We are moving from one age into another and part of the reform that is going on in the financial services sector will hit every area of our economy including newspaper publishing. But everybody must get ready for the reform.

For example, if the law of foreclosure is passed today by the National Assembly to allow for prompt recall of property on default, then you will see the land between Lagos and Ibadan filled up with estates within a year because capital will be unleashed into property development which will also engender job creation and then it means that people will have access to housing loan at very low interest or even various contributions because you know that if you pump up the price, there is a law that empowers the person that is giving you that mortgage to collect the house.

What that means in totality is that you have people that will be more productive because they know that their comfort is tied to their productivity. They won't joke with their job. They wont make excuses; so society provides all these things to make people work and earn their pay and that's what happens in the western society. The mortgage and credit line access has established a life style of and hardwork, high productivity that when you lose your job, it is going to hurt because you will lose your credit.

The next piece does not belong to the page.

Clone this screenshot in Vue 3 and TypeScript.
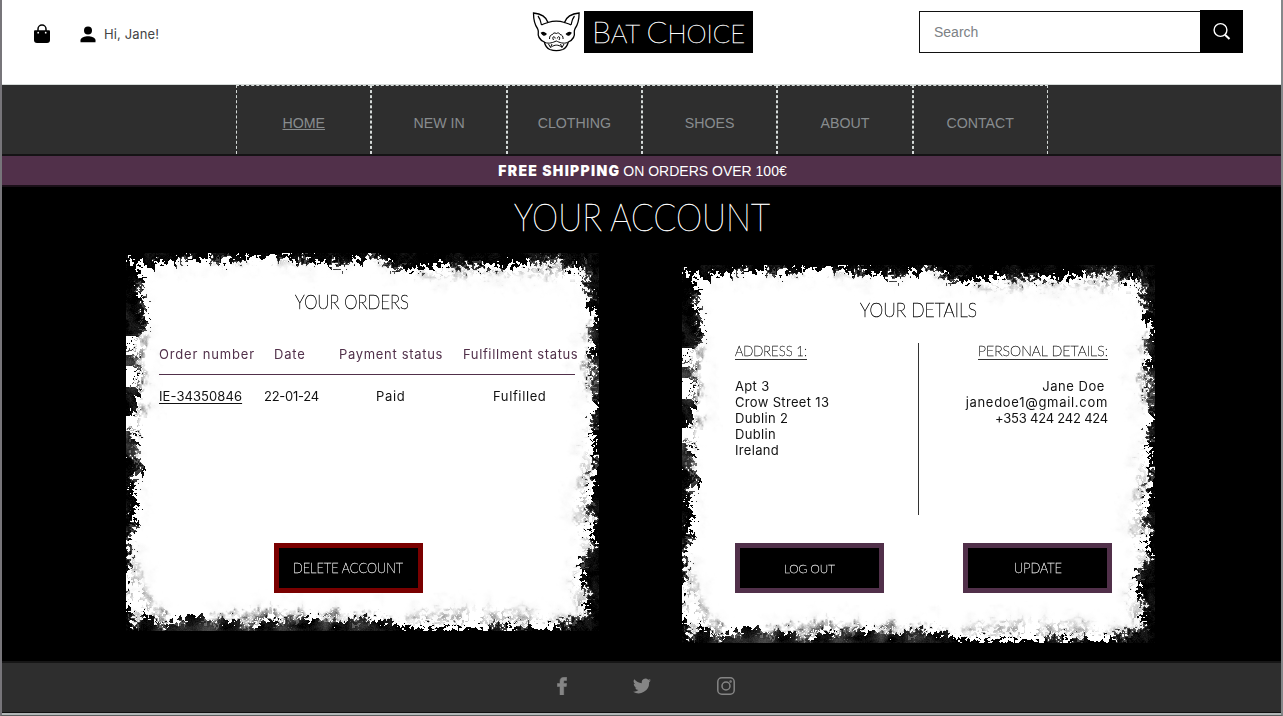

Do you think we are ready for it?
We are on the way. There are a couple of things that has happened in the world in the last twenty years that has made the world a flat world; it is just coming, it is inevitable. What is happening in America is happening in London; it is the same thing, the financial system is flat; people will be shocked. A lot money is coming and going out, we are the same; so we cant hide from it; whether we like it or not, what happened in England, what happened in America will affect us exactly.

If anything happens in Niger Delta tomorrow, America and Britain will feel it because workers are striking, so what are we talking about? It is a global world, the earlier the better if we realise this, so it is better get ready for it. Abundant life is coming but it requires discipline, focus and it is only going to be for the survival of the fittest.

Do you think the economic managers are handling the economy well?

Let me tell you this truth; why will there be economic crisis in America or Britain where supposedly you have the best economic managers. It is beyond economic management. It is an evolution thing. Every society, the world economic structure is talking of boom and burst. What happens is that whenever there is a boom, we forgot that there was a burst before and another one is coming. It is just human nature.

When you are broke, you shape up. When money comes you forget quickly that you were broke sometime. The lesson we need to learn is that we need to save in terms of boom. We need to remain frugal; we need to live a life of discipline. A lot that has happened in the western world is unfortunate because they have gone through it before and you can see the speed with which they rectified it because they can learn from past experience.

So we have never had a burst before. We don't even accept we had a burst; we quickly found a fire brigade approach and made it look like normal. For the first time we are being truthful to ourselves to accept the fact that things are not going right. So it is not a question of economic managers, it is a question of a system that moves from boom to burst and boom again.

What we need to understand is that whenever there is a boom, the country need to save and invest in critical sectors of the economy-education, infrastructure, power, health; those are the things that are essential to capacity development that will hold us firm in the days of crisis. You have to live a life whereby whether it is burst or boom, nobody will know your status, you are living a normal life, nothing changes, you live a consistent life. But when there is boom and you decide to eat with plenty hand, then you will eat with one finger when there is burst.